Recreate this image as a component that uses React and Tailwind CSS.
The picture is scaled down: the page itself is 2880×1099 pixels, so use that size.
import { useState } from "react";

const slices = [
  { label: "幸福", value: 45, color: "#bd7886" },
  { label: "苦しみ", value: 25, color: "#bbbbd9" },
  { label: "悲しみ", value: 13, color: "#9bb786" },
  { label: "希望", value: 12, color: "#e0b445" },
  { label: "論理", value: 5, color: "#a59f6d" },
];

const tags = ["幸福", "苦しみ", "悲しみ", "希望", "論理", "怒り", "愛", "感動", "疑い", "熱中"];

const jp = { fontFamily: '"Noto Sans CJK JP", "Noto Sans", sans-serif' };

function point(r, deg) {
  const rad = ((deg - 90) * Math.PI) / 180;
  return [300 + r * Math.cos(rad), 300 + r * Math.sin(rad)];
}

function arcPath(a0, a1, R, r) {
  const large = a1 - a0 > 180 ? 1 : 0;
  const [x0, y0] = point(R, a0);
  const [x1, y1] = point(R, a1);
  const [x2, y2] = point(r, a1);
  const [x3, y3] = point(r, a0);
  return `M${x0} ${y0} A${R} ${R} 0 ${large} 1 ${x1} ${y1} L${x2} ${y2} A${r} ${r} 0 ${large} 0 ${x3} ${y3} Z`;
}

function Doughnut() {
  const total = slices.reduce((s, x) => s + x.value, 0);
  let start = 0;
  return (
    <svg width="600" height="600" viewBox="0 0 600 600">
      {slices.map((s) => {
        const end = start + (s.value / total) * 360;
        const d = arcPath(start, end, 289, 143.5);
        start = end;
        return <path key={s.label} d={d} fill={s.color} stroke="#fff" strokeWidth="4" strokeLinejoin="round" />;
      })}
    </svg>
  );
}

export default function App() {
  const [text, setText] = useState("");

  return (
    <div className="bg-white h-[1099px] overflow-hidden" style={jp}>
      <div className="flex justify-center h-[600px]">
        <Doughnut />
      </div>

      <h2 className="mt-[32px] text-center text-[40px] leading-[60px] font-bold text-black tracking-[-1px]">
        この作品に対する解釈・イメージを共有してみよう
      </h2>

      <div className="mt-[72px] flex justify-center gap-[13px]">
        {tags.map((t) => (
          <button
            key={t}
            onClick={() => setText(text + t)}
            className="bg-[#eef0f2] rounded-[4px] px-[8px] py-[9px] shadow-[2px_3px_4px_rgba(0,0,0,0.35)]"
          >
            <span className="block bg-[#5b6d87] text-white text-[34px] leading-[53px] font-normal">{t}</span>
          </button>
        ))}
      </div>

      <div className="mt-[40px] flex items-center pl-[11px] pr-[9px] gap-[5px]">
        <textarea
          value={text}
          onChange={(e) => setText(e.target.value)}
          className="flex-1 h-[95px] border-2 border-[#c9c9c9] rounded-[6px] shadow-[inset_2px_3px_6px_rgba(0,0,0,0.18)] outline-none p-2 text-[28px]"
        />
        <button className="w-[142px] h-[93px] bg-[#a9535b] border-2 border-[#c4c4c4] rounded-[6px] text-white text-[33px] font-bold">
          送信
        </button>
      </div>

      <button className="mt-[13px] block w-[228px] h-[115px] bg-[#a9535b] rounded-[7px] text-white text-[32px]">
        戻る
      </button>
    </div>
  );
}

## EXERCISE INSTRUCTIONS
Exact duplication is required for the lines above, from the line that contains "The picture is" to the line that contains "const [text, setText]", inclusive; omit all others.

## SOLUTION BELOW
The picture is scaled down: the page itself is 2880×1099 pixels, so use that size.
import { useState } from "react";

const slices = [
  { label: "幸福", value: 45, color: "#bd7886" },
  { label: "苦しみ", value: 25, color: "#bbbbd9" },
  { label: "悲しみ", value: 13, color: "#9bb786" },
  { label: "希望", value: 12, color: "#e0b445" },
  { label: "論理", value: 5, color: "#a59f6d" },
];

const tags = ["幸福", "苦しみ", "悲しみ", "希望", "論理", "怒り", "愛", "感動", "疑い", "熱中"];

const jp = { fontFamily: '"Noto Sans CJK JP", "Noto Sans", sans-serif' };

function point(r, deg) {
  const rad = ((deg - 90) * Math.PI) / 180;
  return [300 + r * Math.cos(rad), 300 + r * Math.sin(rad)];
}

function arcPath(a0, a1, R, r) {
  const large = a1 - a0 > 180 ? 1 : 0;
  const [x0, y0] = point(R, a0);
  const [x1, y1] = point(R, a1);
  const [x2, y2] = point(r, a1);
  const [x3, y3] = point(r, a0);
  return `M${x0} ${y0} A${R} ${R} 0 ${large} 1 ${x1} ${y1} L${x2} ${y2} A${r} ${r} 0 ${large} 0 ${x3} ${y3} Z`;
}

function Doughnut() {
  const total = slices.reduce((s, x) => s + x.value, 0);
  let start = 0;
  return (
    <svg width="600" height="600" viewBox="0 0 600 600">
      {slices.map((s) => {
        const end = start + (s.value / total) * 360;
        const d = arcPath(start, end, 289, 143.5);
        start = end;
        return <path key={s.label} d={d} fill={s.color} stroke="#fff" strokeWidth="4" strokeLinejoin="round" />;
      })}
    </svg>
  );
}

export default function App() {
  const [text, setText] = useState("");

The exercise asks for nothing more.